Pages as source code
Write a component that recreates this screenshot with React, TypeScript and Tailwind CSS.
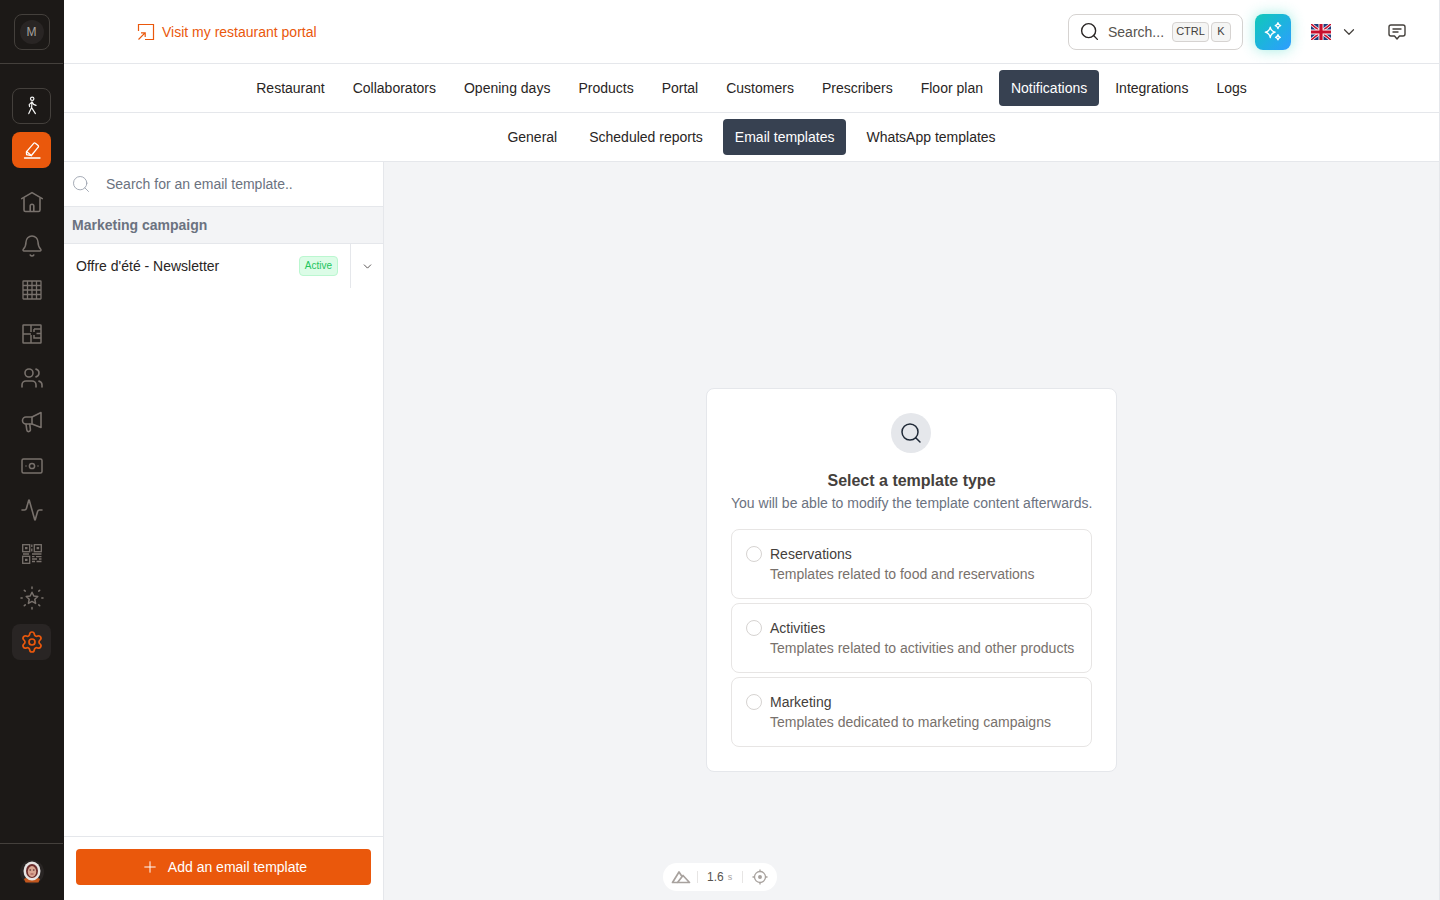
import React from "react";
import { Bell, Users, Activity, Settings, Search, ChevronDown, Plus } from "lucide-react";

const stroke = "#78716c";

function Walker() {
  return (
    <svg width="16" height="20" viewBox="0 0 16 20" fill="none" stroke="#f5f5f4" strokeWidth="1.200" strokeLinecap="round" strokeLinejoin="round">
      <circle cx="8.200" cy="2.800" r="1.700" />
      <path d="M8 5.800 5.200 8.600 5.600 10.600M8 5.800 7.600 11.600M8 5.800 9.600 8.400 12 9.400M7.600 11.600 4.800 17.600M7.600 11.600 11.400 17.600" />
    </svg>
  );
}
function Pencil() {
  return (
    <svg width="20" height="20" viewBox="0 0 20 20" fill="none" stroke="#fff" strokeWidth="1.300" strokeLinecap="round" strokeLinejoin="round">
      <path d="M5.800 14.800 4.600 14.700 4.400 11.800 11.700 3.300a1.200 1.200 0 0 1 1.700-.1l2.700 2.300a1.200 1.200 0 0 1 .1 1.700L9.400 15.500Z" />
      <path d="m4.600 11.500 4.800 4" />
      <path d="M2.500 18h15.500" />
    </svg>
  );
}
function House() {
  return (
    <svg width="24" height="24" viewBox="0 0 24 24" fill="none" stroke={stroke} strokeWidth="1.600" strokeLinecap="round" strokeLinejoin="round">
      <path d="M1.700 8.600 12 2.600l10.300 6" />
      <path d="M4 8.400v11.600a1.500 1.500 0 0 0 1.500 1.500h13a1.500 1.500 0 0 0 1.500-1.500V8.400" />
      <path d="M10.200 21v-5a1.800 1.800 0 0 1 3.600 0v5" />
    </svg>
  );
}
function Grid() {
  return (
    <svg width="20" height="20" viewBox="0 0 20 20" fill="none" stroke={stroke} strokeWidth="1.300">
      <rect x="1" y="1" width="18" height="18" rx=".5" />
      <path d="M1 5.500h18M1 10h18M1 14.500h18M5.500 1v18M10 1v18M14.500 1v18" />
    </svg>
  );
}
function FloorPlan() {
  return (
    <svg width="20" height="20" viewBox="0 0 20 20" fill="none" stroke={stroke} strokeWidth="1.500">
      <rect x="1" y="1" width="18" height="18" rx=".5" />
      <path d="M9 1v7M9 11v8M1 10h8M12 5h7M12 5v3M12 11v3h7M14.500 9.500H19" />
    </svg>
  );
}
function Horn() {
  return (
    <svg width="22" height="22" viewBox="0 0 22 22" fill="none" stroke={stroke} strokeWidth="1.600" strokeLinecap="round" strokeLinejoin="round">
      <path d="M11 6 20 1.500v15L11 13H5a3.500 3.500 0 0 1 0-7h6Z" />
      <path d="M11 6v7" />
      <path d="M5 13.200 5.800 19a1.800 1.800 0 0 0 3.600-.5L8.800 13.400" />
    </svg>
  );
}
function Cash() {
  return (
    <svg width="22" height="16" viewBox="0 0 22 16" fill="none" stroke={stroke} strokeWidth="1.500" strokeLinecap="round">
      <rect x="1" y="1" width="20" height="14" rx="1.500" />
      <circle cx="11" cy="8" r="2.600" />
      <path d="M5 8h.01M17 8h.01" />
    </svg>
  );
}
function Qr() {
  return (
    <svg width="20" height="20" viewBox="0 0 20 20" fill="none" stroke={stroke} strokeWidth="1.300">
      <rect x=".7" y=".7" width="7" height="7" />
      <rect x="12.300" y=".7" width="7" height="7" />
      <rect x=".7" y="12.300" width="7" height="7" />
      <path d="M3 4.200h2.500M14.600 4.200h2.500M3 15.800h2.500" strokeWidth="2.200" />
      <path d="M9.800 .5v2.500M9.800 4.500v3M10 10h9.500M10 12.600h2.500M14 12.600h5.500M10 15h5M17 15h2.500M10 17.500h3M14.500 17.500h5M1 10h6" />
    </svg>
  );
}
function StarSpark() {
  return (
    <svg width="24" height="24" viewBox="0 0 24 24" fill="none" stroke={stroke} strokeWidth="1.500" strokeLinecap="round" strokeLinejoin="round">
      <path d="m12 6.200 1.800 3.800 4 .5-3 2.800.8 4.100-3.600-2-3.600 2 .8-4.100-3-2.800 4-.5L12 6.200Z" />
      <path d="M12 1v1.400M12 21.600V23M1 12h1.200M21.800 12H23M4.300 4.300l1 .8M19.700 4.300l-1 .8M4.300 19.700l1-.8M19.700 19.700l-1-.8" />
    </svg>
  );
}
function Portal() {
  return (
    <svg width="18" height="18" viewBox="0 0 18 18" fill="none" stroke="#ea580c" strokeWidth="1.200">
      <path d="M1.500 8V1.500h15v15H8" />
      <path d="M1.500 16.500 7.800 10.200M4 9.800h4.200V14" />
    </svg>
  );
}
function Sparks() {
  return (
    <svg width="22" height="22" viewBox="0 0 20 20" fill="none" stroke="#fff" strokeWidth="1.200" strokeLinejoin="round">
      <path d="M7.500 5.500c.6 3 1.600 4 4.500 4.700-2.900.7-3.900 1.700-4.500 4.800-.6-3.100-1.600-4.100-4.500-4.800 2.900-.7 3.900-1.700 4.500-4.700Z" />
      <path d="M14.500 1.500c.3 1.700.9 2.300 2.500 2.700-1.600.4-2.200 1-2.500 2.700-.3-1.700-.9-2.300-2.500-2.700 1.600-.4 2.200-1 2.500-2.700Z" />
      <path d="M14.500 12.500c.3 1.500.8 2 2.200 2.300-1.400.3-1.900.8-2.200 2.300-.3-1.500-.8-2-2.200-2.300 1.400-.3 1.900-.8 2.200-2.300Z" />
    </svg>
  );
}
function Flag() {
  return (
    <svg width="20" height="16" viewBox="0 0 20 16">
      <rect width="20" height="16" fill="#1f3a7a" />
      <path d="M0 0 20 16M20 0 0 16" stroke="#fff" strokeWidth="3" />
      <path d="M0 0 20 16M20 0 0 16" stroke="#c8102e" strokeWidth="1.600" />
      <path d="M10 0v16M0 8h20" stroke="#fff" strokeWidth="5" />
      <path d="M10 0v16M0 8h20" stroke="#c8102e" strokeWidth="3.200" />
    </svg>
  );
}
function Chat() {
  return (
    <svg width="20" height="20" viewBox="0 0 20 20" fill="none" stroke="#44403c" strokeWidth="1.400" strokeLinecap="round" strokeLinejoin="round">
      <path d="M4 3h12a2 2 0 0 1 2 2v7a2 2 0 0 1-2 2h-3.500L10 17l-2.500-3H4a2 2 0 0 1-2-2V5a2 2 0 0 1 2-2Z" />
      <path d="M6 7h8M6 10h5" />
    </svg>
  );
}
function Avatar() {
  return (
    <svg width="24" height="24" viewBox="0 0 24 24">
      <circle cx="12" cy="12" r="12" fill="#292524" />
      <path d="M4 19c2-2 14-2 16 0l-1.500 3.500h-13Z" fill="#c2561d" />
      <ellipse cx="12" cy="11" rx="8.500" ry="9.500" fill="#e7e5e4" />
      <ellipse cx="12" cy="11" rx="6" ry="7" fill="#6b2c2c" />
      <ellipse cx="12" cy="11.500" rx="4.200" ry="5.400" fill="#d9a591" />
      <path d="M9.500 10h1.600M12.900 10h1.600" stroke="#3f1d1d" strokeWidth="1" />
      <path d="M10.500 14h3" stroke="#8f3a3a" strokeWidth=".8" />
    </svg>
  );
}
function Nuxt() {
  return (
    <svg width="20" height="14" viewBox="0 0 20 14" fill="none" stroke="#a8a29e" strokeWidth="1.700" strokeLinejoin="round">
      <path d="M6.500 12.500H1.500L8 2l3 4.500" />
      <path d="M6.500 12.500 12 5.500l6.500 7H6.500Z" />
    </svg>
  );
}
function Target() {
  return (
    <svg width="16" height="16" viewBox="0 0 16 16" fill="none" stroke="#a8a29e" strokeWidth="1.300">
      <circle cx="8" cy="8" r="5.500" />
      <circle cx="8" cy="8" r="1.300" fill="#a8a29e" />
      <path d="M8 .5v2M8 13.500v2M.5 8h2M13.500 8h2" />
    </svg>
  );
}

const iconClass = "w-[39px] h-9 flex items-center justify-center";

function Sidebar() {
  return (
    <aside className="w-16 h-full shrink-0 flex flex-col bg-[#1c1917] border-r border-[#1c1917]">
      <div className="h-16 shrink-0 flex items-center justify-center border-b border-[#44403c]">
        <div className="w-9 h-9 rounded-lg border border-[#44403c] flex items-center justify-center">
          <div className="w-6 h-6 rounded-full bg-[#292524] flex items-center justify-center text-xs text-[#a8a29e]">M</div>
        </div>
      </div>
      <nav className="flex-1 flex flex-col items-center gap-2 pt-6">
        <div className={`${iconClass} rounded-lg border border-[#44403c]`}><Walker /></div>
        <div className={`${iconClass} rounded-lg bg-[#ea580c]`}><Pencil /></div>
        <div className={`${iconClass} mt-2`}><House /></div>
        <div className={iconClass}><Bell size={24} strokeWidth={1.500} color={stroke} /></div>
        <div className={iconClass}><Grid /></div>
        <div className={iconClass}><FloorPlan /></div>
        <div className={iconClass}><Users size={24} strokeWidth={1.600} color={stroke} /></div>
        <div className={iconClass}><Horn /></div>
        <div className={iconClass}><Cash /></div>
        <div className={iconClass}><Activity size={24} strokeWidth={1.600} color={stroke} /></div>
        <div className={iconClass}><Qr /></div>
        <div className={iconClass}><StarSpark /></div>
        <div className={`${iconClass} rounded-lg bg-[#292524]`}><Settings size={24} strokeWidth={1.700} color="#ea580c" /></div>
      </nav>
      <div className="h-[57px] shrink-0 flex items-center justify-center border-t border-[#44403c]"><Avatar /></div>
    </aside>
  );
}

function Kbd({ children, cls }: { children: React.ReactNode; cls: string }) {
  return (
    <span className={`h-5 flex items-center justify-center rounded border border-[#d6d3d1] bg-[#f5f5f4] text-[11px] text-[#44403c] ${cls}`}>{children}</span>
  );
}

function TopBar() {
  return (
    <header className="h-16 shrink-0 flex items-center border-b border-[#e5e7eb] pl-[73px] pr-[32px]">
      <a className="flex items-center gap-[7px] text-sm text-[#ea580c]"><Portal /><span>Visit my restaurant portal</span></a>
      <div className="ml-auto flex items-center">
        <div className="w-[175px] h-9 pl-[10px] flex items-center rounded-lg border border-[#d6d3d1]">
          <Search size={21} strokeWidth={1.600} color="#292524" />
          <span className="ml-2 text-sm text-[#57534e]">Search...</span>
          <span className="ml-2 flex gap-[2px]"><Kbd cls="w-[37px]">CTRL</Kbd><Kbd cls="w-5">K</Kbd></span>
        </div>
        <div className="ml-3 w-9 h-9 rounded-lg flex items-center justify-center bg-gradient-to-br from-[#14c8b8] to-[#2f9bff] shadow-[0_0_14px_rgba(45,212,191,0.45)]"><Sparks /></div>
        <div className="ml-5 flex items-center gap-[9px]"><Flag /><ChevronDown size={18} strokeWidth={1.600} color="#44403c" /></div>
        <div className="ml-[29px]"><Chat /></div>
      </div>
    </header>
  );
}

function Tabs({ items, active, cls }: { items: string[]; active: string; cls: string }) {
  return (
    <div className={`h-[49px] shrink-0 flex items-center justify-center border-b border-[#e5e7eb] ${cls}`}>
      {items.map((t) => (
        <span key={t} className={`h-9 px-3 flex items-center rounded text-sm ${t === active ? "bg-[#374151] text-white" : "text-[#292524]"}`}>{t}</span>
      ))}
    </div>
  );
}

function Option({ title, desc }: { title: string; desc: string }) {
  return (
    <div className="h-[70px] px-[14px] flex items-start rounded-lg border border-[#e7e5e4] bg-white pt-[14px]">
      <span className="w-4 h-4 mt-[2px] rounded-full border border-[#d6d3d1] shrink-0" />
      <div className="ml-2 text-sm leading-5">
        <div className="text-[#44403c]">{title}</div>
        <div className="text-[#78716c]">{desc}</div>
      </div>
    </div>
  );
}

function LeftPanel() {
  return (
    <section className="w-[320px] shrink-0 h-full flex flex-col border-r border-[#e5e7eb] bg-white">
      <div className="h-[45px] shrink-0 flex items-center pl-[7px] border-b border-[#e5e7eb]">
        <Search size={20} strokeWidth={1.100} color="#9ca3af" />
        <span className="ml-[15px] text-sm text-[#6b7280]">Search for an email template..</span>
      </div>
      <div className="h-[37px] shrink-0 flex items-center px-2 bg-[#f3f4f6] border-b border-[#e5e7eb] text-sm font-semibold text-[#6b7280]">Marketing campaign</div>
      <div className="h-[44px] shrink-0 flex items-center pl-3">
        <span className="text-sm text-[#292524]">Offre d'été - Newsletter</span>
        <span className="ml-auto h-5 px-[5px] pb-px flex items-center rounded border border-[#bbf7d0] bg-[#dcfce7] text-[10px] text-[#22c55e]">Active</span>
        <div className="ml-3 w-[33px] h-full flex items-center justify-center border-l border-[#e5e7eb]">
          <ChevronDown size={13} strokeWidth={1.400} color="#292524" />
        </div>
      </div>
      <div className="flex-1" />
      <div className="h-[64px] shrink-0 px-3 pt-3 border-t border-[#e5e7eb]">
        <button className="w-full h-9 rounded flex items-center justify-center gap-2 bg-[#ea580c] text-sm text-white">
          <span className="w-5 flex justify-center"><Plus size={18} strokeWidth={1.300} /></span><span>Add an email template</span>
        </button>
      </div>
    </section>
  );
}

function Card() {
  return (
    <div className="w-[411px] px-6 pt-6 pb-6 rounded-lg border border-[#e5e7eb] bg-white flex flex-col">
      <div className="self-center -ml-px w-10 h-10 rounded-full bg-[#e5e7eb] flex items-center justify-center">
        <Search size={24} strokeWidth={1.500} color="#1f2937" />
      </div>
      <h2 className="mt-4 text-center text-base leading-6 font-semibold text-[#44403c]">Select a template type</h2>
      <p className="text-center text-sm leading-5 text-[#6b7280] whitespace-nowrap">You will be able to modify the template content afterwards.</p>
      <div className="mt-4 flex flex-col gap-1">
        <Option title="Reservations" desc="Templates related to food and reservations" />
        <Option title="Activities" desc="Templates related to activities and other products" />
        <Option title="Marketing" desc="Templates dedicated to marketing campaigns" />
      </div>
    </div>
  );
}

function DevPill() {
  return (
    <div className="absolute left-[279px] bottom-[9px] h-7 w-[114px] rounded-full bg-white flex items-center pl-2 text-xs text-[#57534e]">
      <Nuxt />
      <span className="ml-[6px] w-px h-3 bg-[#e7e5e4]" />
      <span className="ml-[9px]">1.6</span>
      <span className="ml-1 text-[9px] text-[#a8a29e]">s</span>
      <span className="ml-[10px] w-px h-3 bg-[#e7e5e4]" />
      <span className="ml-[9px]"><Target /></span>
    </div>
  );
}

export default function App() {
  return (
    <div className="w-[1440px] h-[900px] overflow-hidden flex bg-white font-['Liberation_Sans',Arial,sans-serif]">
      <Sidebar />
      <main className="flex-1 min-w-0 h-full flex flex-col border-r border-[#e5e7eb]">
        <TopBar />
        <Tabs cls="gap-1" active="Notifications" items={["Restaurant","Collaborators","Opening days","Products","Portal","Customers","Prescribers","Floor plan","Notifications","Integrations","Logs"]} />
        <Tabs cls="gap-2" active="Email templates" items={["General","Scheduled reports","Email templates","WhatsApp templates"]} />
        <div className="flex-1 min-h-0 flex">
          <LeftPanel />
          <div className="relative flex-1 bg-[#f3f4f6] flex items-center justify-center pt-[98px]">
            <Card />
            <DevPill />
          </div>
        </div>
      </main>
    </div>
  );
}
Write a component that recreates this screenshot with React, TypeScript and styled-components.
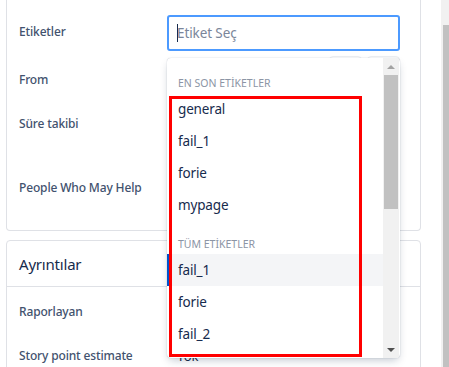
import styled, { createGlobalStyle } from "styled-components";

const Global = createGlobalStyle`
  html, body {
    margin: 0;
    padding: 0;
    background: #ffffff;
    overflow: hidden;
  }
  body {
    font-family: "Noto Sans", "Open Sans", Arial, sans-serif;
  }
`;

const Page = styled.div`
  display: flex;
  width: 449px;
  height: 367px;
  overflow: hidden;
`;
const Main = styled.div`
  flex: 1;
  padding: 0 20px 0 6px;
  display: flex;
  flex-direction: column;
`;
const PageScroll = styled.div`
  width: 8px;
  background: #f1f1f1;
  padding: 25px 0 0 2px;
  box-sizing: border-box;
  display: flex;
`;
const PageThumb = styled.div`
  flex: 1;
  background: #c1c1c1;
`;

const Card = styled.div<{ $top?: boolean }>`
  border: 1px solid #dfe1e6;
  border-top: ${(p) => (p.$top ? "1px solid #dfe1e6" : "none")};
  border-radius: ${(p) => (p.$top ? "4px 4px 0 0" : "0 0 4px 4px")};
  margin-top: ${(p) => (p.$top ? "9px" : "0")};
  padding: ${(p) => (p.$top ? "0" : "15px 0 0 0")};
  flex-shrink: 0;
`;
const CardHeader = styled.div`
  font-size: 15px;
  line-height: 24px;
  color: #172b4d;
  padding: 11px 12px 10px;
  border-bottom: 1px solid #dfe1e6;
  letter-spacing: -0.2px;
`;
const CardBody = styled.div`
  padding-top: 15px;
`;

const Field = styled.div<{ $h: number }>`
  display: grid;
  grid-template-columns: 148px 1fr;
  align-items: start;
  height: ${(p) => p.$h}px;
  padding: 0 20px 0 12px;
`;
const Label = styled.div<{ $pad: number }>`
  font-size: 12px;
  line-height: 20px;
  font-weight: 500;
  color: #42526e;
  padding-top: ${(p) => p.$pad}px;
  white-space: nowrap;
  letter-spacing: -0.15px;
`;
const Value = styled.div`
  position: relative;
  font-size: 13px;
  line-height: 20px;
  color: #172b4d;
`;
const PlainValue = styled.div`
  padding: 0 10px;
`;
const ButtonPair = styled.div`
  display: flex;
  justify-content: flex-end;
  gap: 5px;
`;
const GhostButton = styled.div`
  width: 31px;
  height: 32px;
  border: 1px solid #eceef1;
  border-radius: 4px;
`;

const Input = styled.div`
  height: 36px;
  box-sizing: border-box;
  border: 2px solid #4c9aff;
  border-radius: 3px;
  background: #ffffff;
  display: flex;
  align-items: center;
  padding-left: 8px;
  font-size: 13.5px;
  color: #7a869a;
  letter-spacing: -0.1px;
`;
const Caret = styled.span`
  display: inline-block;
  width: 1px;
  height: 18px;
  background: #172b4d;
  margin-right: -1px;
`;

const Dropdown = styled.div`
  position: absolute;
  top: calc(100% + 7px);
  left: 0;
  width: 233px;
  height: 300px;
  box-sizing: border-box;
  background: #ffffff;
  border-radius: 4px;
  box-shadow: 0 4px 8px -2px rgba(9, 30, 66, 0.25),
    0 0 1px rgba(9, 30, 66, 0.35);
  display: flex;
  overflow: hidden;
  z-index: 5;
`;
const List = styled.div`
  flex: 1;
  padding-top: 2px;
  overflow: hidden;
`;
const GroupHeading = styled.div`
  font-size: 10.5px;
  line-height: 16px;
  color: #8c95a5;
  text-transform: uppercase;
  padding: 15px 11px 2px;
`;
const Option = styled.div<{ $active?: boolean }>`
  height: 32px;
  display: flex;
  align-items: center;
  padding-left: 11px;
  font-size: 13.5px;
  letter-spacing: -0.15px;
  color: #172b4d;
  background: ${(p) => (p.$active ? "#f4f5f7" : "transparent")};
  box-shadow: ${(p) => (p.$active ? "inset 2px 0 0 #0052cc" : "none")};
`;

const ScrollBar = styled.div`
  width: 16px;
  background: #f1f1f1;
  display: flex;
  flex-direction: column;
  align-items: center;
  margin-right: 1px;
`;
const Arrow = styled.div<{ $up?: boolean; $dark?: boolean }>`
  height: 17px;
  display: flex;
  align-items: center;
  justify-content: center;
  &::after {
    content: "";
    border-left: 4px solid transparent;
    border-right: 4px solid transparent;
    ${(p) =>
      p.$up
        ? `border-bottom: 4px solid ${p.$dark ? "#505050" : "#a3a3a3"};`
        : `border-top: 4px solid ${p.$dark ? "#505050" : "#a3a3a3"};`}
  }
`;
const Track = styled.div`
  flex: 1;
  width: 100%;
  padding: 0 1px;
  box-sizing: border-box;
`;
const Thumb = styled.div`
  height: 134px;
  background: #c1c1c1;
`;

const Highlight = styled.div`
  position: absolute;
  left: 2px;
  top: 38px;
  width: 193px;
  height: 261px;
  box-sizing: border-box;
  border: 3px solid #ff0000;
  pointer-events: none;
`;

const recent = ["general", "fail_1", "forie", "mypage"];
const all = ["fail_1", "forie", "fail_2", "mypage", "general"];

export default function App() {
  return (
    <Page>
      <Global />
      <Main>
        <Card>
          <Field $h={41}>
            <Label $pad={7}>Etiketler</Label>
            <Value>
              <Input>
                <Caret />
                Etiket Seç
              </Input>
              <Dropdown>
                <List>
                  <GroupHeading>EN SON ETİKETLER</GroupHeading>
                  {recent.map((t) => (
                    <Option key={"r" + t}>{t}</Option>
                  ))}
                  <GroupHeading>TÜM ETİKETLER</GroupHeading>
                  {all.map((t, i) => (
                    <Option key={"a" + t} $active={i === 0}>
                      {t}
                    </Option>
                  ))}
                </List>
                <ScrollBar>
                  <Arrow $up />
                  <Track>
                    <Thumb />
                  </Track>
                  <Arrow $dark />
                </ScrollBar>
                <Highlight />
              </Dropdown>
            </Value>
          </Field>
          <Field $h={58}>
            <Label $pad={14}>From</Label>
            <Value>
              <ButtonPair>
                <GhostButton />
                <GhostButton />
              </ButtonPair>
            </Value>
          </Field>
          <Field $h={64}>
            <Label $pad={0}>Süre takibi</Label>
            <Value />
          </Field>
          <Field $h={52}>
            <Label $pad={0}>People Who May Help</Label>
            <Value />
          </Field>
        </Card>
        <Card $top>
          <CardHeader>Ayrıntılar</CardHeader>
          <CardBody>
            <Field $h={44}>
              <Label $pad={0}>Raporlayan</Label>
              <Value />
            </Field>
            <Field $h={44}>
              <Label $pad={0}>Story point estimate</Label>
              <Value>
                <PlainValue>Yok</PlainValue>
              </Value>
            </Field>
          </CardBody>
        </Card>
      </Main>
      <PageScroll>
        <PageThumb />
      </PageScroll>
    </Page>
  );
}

WHAT YOU ARE ASKED TO DO: Track down every line with the word "that" and copy it.

THE ANSWER:
Write a component that recreates this screenshot with React, TypeScript and Tailwind CSS.
Write a component that recreates this screenshot with React, TypeScript and styled-components.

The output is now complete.